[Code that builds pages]
++++++
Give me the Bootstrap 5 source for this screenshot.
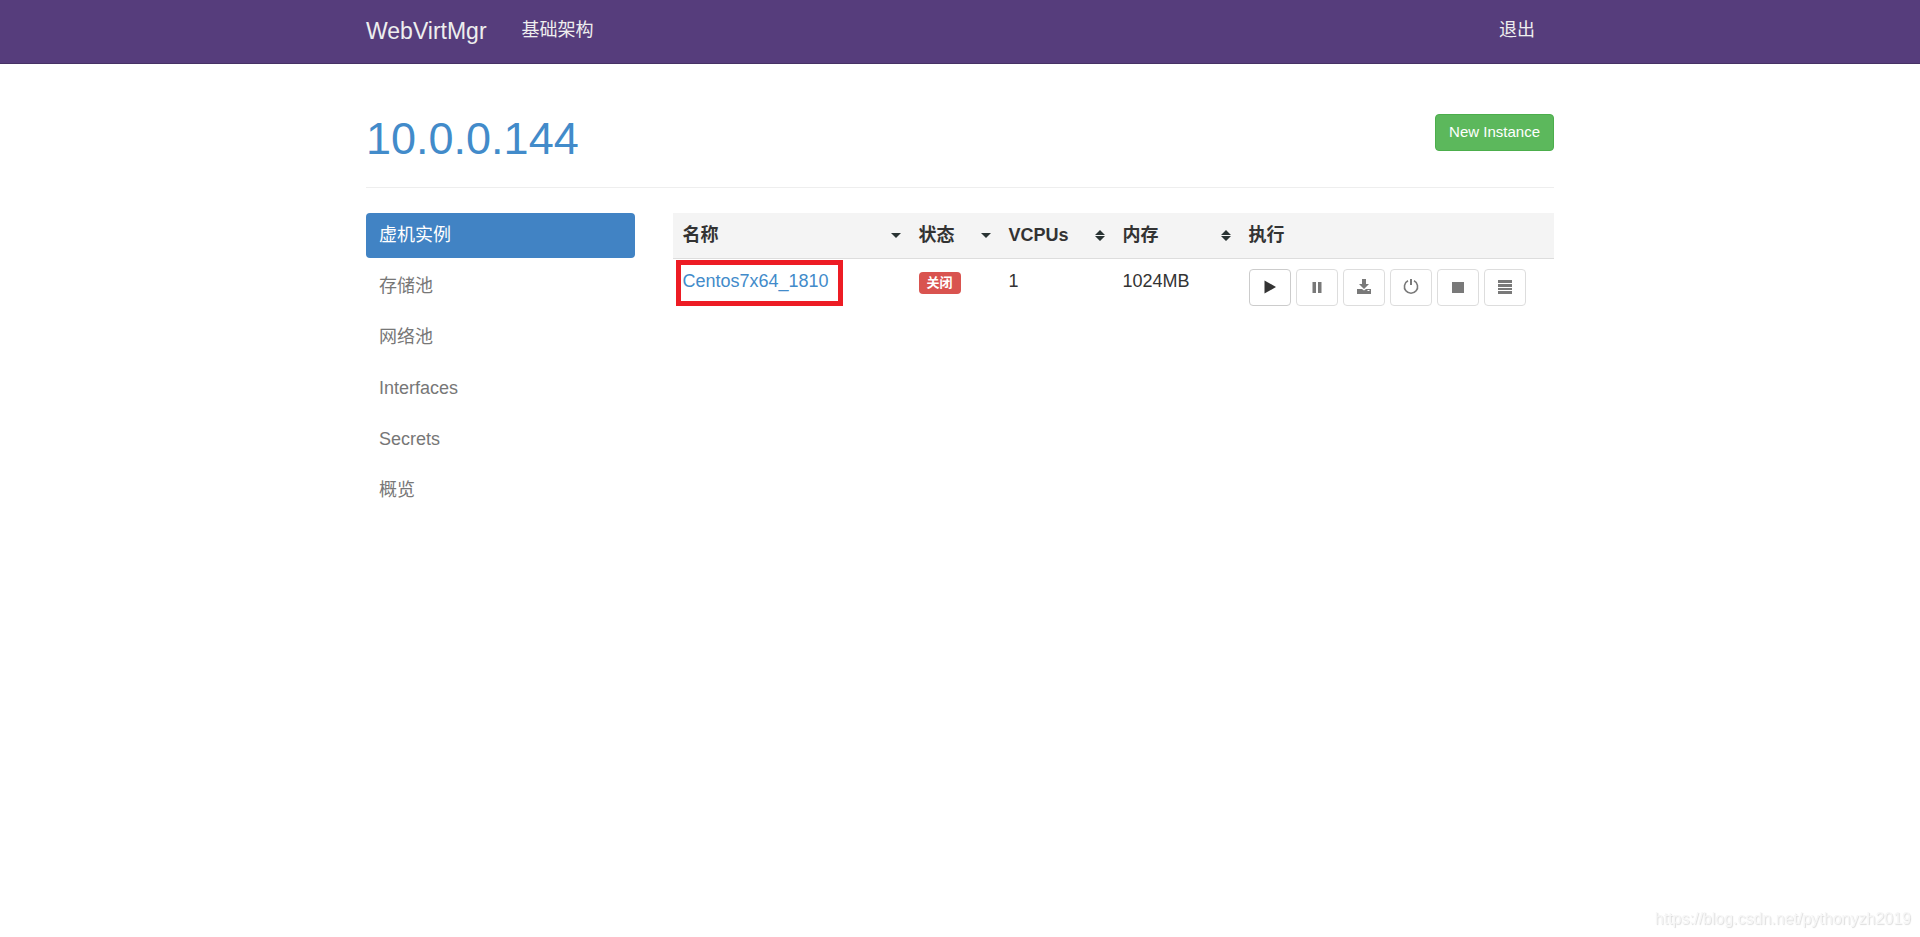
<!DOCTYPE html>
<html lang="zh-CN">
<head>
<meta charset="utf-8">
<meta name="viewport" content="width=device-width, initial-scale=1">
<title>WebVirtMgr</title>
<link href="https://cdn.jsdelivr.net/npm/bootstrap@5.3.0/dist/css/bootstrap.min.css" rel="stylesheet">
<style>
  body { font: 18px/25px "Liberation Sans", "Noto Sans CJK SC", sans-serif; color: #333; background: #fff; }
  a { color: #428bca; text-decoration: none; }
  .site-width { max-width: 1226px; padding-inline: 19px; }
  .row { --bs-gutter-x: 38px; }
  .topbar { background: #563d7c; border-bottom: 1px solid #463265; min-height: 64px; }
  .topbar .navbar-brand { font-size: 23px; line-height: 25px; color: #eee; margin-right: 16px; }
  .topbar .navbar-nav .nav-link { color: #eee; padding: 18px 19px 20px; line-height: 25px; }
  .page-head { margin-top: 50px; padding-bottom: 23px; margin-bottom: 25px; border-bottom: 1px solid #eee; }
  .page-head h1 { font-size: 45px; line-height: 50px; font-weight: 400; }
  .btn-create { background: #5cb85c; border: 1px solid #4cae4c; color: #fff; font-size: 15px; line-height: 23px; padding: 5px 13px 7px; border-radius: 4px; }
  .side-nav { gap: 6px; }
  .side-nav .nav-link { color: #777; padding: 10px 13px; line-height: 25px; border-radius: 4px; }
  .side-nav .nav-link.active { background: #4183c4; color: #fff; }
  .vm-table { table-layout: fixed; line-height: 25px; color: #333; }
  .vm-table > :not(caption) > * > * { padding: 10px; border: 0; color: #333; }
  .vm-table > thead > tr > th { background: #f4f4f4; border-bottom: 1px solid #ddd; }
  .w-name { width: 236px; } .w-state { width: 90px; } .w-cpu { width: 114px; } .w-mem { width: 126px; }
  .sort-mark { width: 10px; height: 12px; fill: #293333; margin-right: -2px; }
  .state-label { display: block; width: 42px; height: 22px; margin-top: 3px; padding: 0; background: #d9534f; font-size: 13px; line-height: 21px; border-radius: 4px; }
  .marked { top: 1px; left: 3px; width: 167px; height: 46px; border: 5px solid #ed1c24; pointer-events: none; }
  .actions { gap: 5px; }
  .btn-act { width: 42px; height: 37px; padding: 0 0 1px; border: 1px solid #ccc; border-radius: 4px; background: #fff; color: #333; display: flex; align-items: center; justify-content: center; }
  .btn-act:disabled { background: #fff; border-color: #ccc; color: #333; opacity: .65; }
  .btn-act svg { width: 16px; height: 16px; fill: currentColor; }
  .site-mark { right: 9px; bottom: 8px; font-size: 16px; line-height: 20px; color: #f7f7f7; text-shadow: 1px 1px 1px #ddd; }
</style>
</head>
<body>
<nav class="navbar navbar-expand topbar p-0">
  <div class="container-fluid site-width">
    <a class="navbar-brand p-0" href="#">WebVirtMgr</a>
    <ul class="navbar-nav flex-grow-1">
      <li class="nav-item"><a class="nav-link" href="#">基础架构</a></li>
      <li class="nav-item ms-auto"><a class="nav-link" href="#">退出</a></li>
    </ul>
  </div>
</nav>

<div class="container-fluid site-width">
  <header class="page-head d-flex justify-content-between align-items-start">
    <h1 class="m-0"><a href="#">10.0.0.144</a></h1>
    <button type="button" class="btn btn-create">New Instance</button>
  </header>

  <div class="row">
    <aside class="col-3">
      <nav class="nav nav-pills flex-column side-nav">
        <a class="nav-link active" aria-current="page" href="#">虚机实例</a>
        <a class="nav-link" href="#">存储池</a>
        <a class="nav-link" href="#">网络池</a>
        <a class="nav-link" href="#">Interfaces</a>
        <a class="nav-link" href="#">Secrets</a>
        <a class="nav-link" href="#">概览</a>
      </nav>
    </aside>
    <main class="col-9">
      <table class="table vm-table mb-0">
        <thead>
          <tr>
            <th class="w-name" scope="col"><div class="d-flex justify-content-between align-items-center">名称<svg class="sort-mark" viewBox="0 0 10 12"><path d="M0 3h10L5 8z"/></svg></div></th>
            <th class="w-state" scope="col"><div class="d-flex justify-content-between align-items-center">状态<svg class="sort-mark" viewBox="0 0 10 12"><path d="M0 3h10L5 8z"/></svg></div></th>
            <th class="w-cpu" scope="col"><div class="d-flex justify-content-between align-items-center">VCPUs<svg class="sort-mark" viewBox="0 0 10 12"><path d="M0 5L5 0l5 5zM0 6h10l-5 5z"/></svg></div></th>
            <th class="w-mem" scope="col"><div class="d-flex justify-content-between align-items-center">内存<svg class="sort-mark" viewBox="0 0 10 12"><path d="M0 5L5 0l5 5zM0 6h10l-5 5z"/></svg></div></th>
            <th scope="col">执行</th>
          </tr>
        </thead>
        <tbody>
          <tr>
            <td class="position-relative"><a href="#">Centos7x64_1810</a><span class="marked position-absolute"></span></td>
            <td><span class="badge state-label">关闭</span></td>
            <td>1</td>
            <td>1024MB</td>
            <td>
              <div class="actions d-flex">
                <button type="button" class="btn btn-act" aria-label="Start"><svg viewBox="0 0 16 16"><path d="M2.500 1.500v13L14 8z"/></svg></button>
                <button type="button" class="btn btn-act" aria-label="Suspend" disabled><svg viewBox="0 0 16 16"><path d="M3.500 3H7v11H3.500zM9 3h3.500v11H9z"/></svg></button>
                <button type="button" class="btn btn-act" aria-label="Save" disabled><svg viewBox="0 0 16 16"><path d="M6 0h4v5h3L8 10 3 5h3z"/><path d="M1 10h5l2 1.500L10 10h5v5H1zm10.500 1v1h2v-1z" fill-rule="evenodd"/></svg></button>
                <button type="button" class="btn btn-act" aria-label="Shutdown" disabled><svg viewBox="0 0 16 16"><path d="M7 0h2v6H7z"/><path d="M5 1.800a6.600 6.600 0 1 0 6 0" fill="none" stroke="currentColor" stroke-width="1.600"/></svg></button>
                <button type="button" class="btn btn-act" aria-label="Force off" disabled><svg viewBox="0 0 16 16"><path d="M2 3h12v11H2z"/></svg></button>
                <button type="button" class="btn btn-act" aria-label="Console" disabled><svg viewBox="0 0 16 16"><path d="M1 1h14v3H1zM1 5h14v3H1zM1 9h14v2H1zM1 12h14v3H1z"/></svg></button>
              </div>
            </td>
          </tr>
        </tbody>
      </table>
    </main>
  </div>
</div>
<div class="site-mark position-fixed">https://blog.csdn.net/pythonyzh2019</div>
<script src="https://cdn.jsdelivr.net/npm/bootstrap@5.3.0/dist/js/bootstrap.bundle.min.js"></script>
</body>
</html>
++++++
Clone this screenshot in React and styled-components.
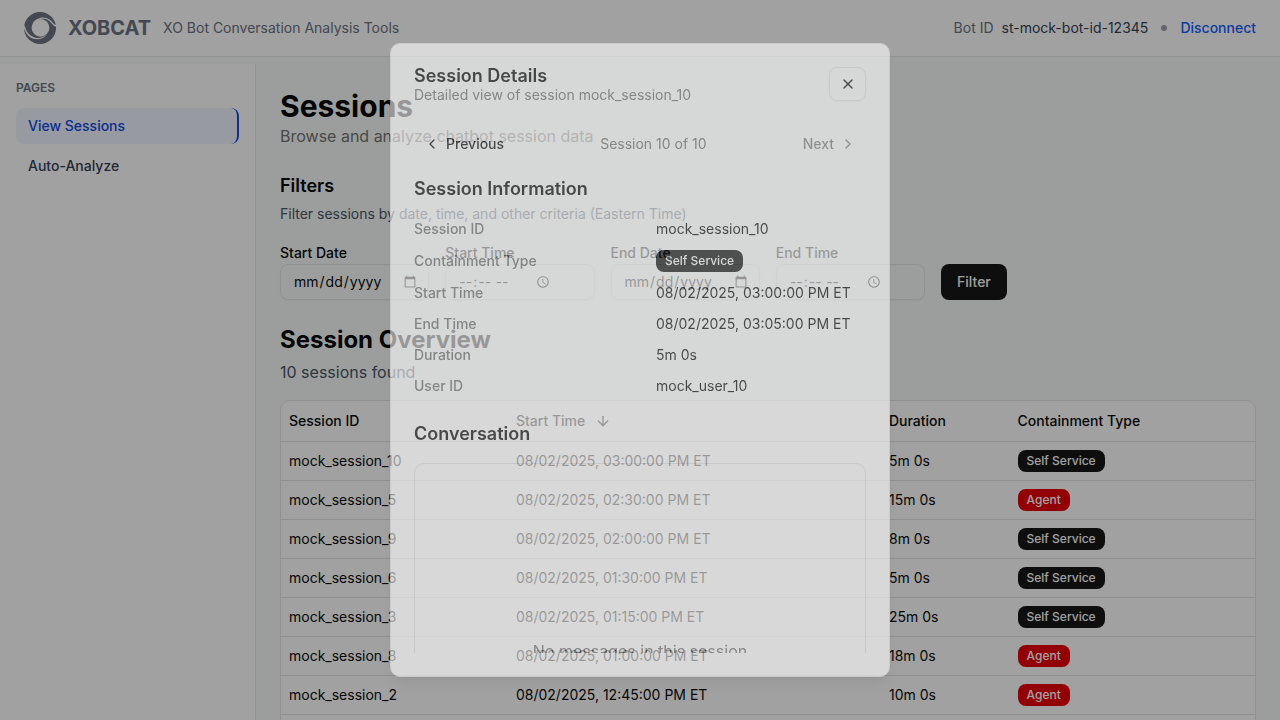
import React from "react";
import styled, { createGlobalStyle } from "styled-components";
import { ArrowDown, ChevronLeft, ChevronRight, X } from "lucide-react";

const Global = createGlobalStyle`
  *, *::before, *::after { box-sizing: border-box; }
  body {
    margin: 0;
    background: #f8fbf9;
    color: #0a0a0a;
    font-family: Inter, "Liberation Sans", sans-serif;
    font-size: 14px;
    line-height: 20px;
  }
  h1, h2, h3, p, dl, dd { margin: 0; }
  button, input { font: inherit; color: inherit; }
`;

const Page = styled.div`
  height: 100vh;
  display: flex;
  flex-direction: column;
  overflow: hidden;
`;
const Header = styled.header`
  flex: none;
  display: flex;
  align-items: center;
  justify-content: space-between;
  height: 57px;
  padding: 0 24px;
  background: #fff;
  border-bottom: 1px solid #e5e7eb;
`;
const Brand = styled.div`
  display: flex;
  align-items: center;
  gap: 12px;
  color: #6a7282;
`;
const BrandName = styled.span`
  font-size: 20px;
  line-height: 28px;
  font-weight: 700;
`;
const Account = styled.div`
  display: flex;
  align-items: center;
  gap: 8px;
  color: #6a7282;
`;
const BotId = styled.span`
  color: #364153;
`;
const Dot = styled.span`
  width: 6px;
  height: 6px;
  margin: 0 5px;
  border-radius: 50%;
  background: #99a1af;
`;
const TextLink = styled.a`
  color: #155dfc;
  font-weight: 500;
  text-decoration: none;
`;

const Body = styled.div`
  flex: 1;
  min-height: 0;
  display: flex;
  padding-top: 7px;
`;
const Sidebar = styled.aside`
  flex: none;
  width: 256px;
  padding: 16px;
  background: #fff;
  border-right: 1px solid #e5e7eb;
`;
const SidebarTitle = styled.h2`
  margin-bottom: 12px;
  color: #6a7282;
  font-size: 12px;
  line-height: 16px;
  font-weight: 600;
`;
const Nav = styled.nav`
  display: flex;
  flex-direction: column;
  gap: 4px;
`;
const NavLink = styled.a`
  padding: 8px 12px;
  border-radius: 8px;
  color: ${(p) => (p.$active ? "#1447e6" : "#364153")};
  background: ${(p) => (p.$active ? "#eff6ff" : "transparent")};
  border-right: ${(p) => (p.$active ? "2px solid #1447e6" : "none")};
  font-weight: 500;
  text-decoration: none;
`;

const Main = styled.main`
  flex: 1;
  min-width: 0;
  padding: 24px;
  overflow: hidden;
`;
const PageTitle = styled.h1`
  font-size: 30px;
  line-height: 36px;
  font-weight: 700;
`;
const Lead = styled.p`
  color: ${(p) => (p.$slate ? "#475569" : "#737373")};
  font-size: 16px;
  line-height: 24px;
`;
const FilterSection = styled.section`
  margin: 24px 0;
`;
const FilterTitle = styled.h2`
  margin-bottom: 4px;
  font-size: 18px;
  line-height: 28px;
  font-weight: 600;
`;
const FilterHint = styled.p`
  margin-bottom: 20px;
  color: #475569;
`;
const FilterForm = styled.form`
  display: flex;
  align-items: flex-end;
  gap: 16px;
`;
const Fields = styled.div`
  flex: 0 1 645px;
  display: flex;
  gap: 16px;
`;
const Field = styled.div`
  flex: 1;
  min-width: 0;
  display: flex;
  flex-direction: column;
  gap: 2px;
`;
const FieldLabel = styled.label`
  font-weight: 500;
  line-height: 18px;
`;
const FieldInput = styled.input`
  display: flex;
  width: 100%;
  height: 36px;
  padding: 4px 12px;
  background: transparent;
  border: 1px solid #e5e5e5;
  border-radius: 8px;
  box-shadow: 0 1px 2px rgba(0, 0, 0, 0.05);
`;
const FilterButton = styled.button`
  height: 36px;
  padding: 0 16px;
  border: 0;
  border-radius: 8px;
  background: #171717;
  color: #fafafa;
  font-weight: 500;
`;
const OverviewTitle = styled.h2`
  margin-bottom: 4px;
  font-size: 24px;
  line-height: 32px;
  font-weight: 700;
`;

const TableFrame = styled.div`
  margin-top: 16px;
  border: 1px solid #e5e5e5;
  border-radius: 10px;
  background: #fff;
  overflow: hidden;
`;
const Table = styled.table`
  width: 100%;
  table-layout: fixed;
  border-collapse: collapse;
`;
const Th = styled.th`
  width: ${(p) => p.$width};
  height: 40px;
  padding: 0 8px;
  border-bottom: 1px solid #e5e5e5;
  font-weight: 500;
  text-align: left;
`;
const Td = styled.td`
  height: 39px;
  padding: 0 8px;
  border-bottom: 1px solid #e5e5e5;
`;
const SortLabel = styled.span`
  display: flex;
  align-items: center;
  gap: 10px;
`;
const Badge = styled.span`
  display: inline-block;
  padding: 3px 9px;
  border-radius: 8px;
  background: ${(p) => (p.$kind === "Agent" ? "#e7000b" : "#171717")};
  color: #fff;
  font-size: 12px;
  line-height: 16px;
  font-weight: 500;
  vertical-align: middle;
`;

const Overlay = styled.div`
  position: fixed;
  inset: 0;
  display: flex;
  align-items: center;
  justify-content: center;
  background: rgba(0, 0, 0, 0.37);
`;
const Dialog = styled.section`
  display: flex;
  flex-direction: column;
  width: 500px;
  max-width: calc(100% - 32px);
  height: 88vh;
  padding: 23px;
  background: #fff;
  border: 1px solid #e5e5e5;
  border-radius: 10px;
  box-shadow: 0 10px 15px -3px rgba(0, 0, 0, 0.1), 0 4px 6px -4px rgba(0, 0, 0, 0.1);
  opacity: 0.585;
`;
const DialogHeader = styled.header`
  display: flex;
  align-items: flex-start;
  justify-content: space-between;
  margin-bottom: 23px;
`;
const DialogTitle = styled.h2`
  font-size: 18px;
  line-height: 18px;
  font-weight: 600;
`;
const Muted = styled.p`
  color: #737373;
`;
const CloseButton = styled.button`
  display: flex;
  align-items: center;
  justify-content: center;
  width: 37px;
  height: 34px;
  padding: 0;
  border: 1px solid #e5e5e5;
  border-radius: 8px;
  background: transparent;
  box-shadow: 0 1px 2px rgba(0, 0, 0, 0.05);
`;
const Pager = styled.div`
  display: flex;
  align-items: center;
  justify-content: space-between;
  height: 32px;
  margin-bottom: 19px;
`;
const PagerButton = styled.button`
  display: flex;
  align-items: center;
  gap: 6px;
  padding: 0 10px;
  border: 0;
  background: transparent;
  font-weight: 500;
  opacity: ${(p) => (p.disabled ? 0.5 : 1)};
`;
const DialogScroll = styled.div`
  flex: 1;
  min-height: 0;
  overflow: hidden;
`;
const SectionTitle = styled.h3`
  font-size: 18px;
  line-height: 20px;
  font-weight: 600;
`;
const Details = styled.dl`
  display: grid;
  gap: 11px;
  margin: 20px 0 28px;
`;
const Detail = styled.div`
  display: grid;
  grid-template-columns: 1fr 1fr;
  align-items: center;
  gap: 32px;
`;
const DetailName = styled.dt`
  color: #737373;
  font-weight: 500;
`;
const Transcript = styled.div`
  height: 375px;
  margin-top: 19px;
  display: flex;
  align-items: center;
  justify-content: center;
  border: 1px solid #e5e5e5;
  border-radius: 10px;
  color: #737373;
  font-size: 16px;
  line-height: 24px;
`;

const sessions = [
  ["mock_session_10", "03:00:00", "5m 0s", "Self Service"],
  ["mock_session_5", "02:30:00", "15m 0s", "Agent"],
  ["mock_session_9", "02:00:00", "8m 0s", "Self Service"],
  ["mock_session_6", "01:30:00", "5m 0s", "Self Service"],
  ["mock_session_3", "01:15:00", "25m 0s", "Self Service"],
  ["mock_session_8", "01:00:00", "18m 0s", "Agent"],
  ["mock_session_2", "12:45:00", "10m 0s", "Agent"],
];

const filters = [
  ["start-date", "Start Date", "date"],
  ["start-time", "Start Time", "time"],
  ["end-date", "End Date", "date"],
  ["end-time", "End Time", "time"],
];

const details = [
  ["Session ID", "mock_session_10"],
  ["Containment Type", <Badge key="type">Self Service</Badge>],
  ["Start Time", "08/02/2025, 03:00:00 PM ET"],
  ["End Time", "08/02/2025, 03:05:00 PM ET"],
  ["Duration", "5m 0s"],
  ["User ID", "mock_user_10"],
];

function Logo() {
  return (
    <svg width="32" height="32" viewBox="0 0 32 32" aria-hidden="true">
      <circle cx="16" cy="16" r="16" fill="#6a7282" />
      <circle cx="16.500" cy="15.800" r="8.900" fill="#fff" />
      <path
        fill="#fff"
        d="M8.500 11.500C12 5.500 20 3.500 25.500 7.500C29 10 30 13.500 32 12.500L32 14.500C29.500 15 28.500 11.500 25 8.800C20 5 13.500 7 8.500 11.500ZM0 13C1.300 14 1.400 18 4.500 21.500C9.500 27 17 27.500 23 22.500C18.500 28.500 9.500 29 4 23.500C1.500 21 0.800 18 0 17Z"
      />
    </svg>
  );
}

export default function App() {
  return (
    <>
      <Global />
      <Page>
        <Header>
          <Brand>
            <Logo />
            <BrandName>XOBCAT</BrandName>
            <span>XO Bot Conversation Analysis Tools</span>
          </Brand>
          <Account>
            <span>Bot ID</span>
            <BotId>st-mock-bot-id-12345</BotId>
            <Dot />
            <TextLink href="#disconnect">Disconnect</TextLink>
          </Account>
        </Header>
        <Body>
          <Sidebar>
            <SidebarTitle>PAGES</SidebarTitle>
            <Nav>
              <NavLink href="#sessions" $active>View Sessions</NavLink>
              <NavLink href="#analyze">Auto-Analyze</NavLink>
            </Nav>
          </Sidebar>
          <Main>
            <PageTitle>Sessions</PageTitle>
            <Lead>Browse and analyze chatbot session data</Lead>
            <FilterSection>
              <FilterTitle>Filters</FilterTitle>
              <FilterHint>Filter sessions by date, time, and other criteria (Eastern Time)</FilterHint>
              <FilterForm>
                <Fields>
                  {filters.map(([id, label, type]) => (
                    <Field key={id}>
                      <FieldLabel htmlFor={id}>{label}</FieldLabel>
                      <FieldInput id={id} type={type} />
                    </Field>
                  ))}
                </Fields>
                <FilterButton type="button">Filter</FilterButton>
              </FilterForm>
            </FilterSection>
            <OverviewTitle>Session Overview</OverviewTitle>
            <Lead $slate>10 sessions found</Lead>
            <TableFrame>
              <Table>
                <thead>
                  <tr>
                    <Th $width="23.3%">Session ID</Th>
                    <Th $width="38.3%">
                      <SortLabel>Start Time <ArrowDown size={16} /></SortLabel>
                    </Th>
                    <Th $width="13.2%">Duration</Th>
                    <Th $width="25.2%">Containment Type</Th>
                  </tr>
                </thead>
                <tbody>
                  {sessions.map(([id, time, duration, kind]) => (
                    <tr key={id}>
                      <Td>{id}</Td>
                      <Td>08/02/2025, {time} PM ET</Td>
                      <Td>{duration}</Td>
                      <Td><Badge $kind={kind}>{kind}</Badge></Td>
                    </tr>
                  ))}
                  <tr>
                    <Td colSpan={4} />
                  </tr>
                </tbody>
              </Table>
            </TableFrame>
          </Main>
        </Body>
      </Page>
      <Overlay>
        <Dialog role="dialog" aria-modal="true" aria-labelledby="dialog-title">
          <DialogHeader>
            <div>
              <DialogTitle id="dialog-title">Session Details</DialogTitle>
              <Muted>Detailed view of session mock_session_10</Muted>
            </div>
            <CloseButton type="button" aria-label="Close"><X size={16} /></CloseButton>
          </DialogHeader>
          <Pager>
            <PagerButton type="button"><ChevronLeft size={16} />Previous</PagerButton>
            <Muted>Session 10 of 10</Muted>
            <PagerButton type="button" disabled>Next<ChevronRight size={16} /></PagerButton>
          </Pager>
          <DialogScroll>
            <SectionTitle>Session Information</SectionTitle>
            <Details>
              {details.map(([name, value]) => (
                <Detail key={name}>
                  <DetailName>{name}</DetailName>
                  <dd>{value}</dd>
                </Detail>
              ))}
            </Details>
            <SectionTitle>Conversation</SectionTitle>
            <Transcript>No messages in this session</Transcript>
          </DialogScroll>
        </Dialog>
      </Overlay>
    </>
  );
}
++++++
### Aim of the task
Select all lines in the listing above where the word "screenshot" appears, and show them.

### Result for this task
Give me the Bootstrap 5 source for this screenshot.
Clone this screenshot in React and styled-components.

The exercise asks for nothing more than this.